Can someone explain armor & evasion to me like I'm an idiot?

Can anyone explain how the Armor/Evasion systems works? Seriously, I need this broken down like I'm about ten years.

I'm apparently too dumb to figure this out, and all the forum posts I can find on the topic seem to use pretty complex formulas that beguile my casual-gamer senses.

I'm running a duelist, and I can't for the life of me figure out what I should emphasize with my gear - armor or evasion.

To complicate this issue, I don't understand how the various skills within one's build effect these stats; skills like Leather & Steel, Iron Reflexes, and Steel Skin - to name the ones I've identified.

Any help would be appreciated - I'm sure others have this question too.

Armour: Your basic physical deffense. Adds physical damage reduction meaning you only get hit a portion of the physical damage dealt to you. EX. You get hit 100 damage but you have a 50% physical damage reduction.
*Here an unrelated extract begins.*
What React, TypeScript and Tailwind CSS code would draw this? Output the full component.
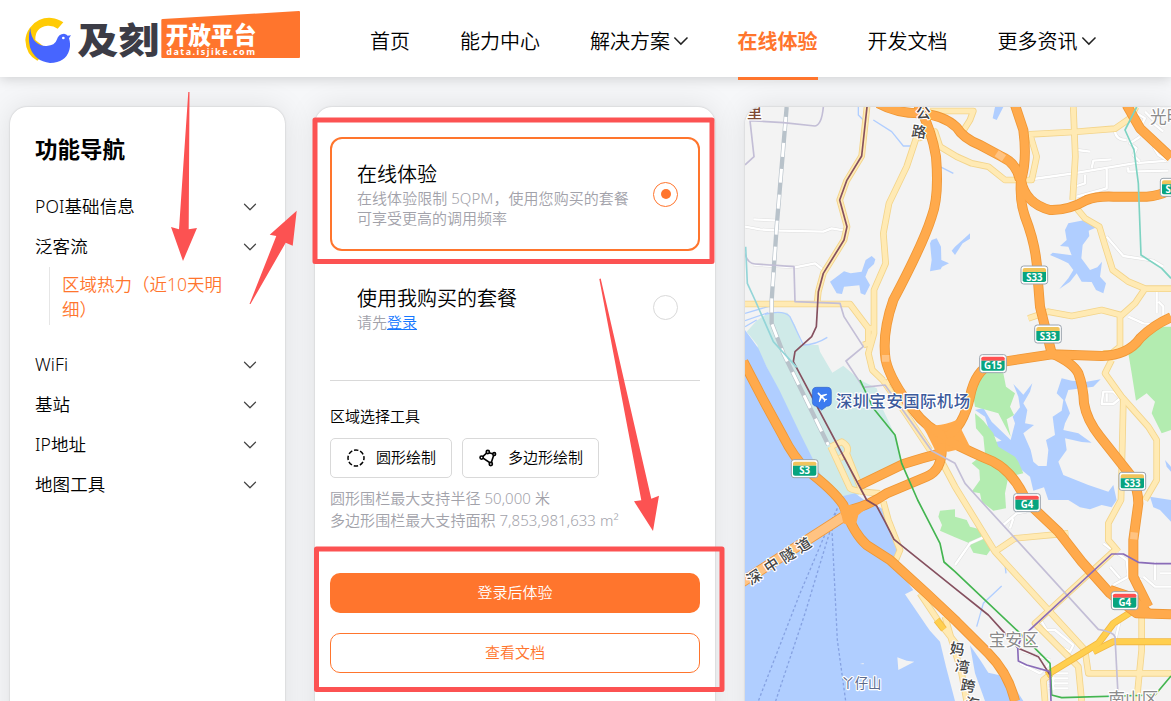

You will only take 50 damage.

Evasion: your chance of evading damage dealt to you completely. EX: If you get hit 100 damage but you have high enough evasion you can potentially take 0 damage because you evaded it.


hope that helps any
Jared pretty much summed up how armor and evasion reduce damage, but here's a little bit more about those special cases you asked about, and a few notes on how they compare throughout the game.

Let's pretend your hero has 100 evasion, and 100 armor for everything, because those are nice round numbers.

Leather and Steel says it gives a 24% increase to both armor and evasion, so this one is pretty straight forward.

With leather and steel you have 100+24 evasion and 100+24 armor, or 124 evasion and 124 armor.

Here's a quick description of Iron Reflexes, and then I'll give some simple examples.

Iron Reflexes converts your evasion rating into armor rating, and here's the order it uses: Apply buffs to evasion rating to find total evasion rating ==> Add evasion rating to armor rating, and set evasion to 0 ==> Apply armor buffs to new armor rating.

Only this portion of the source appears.